In this June 12, 2018 photo, US President Donald Trump, right, meets with leader of the Democratic People’s Republic of Korea (DPRK) Kim Jong-un at the Capella Hotel on Sentosa Island in Singapore. (EVAN VUCCI / AP)
ABOARD AIR FORCE ONE — US President Donald Trump said on Saturday he is likely to meet leader of the Democratic People’s Republic of Korea (DPRK) Kim Jong-un in January or February and that three sites for their second meeting are under consideration.
We're getting along very well. We have a good relationship.
Donald Trump, US President
"We're getting along very well. We have a good relationship," Trump told reporters aboard Air Force One on his return from a G20 summit in Argentina.
Trump added that at some point he will invite Kim to the United States.
The two sides have been engaged in talks on the leaders' second meeting after the first, unprecedented, one in Singapore in June, Reuters reported in October, citing a senior official.

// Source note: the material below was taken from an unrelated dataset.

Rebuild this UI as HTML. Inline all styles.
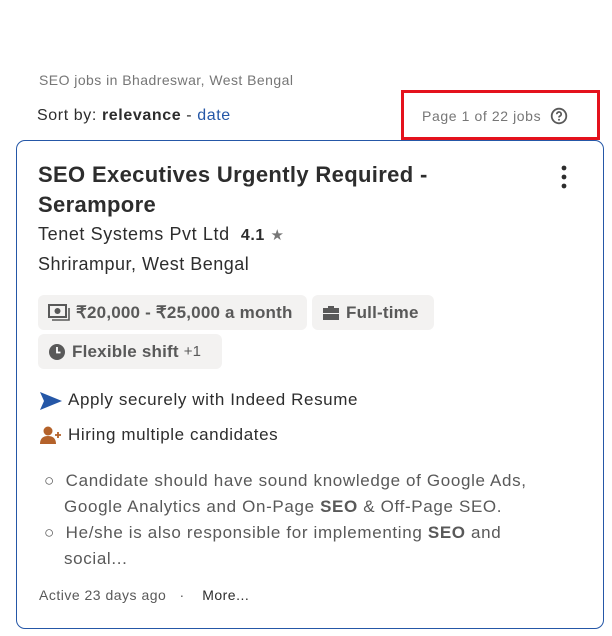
<!DOCTYPE html>
<html><head><meta charset="utf-8"><style>
*{margin:0;padding:0;box-sizing:border-box}
body{width:612px;height:636px;background:#fff;font-family:"Liberation Sans",sans-serif;color:#2d2d2d;position:relative;overflow:hidden}
.a{position:absolute;white-space:nowrap}
.chip{position:absolute;background:#f3f2f1;border-radius:6px;height:35px;font-weight:bold;font-size:17px;color:#595959;display:flex;align-items:center;padding-left:10px;letter-spacing:0.2px}
.chip svg{margin-right:6px}
.desc{font-size:17px;color:#595959;letter-spacing:0.65px}
</style></head><body>
<div class="a" style="left:39px;top:72px;font-size:14px;color:#767676;letter-spacing:0.45px">SEO jobs in Bhadreswar, West Bengal</div>
<div class="a" style="left:37px;top:107px;font-size:16px;color:#2d2d2d;letter-spacing:0.6px">Sort by: <b>relevance</b> - <span style="color:#2557a7">date</span></div>
<div class="a" style="left:401px;top:90px;width:199px;height:50px;border:3px solid #e4121d"></div>
<div class="a" style="left:422px;top:108px;font-size:14px;color:#767676;letter-spacing:0.6px">Page 1 of 22 jobs</div>
<svg class="a" style="left:550px;top:107px" width="18" height="18" viewBox="0 0 18 18"><circle cx="9" cy="9" r="7.3" fill="none" stroke="#595959" stroke-width="1.8"/><path d="M6.8 7.2a2.2 2.2 0 1 1 3 2c-.7.3-.8.7-.8 1.3" fill="none" stroke="#595959" stroke-width="1.7"/><circle cx="9" cy="12.8" r="1" fill="#595959"/></svg>
<div class="a" style="left:16px;top:140px;width:588px;height:489px;border:1px solid #2557a7;border-radius:9px"></div>
<div class="a" style="left:38px;top:160px;font-size:22px;font-weight:bold;line-height:30px;color:#2d2d2d;letter-spacing:0.35px">SEO Executives Urgently Required -<br>Serampore</div>
<svg class="a" style="left:560px;top:165px" width="8" height="24" viewBox="0 0 8 24"><circle cx="4" cy="3" r="2.4" fill="#2d2d2d"/><circle cx="4" cy="12" r="2.4" fill="#2d2d2d"/><circle cx="4" cy="21" r="2.4" fill="#2d2d2d"/></svg>
<div class="a" style="left:38px;top:224px;font-size:18px;letter-spacing:0.6px">Tenet Systems Pvt Ltd&nbsp; <b style="font-size:16px">4.1</b> <span style="color:#767676;font-size:15px">★</span></div>
<div class="a" style="left:38px;top:254px;font-size:18px;letter-spacing:0.5px">Shrirampur, West Bengal</div>
<div class="chip" style="left:38px;top:295px;width:269px"><svg width="22" height="18" viewBox="0 0 22 18"><rect x="1" y="1" width="17" height="12" fill="none" stroke="#595959" stroke-width="2"/><circle cx="9.5" cy="7" r="3" fill="#595959"/><path d="M4 16h17V4" fill="none" stroke="#595959" stroke-width="1.6"/></svg>₹20,000 - ₹25,000 a month</div>
<div class="chip" style="left:312px;top:295px;width:122px"><svg width="18" height="16" viewBox="0 0 18 16"><path d="M6 3V1h6v2h5v5H1V3z M1 9h16v6H1z" fill="#595959"/></svg>Full-time</div>
<div class="chip" style="left:38px;top:334px;width:184px"><svg width="18" height="18" viewBox="0 0 18 18"><circle cx="9" cy="9" r="8" fill="#595959"/><path d="M9 4v5.5h3.5" fill="none" stroke="#fff" stroke-width="1.8"/></svg>Flexible shift <span style="font-weight:normal;font-size:15px;margin-left:5px">+1</span></div>
<svg class="a" style="left:40px;top:392px" width="22" height="18" viewBox="0 0 22 18"><path d="M0 0L22 9 0 18 4 9z" fill="#2557a7"/></svg>
<div class="a" style="left:68px;top:390px;font-size:17px;letter-spacing:0.6px">Apply securely with Indeed Resume</div>
<svg class="a" style="left:40px;top:426px" width="22" height="18" viewBox="0 0 22 18"><circle cx="8" cy="5" r="4.5" fill="#b4622a"/><path d="M0 18c0-6 3.5-8 8-8s8 2 8 8z" fill="#b4622a"/><path d="M18 6v6M15 9h6" stroke="#b4622a" stroke-width="1.8"/></svg>
<div class="a" style="left:68px;top:425px;font-size:17px;letter-spacing:0.6px">Hiring multiple candidates</div>
<div class="a desc" style="left:44px;top:468px;line-height:26px">
<div>○&nbsp; Candidate should have sound knowledge of Google Ads,</div>
<div style="padding-left:20px">Google Analytics and On-Page <b>SEO</b> &amp; Off-Page SEO.</div>
<div>○&nbsp; He/she is also responsible for implementing <b>SEO</b> and</div>
<div style="padding-left:20px">social...</div>
</div>
<div class="a" style="left:39px;top:587px;font-size:14px;color:#595959;letter-spacing:0.5px">Active 23 days ago&nbsp;&nbsp; · &nbsp;&nbsp;&nbsp;<span style="color:#2d2d2d">More...</span></div>
</body></html>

The White House said in a statement on Saturday after Trump's meeting with Chinese President Xi Jinping that they and Kim will strive "to see a nuclear free Korean Peninsula."
The statement said Xi and Trump "agreed that great progress has been made with respect to North Korea."
The DPRK is also referred to as North Korea.
READ MORE: Trump hints at second meeting with DPRK's Kim
Last month, Vice-President Mike Pence said Trump would push for a concrete plan outlining Pyongyang's moves to end its arms programs.
Pence told NBC News last month the United States would not require Pyongyang to provide a complete list of nuclear weapons and locations before the second summit, but that the meeting must produce a concrete plan.
"I think it will be absolutely imperative in this next summit that we come away with a plan for identifying all of the weapons in question, identifying all the development sites, allowing for inspections of the sites and the plan for dismantling nuclear weapons," Pence said.
Pence said last month it was essential that international sanctions pressure be maintained on the DPRK until its complete denuclearization was achieved.
The DPRK had been angered by Washington's refusal to ease sanctions and has warned it could resume development of its nuclear program if the US did not drop its campaign.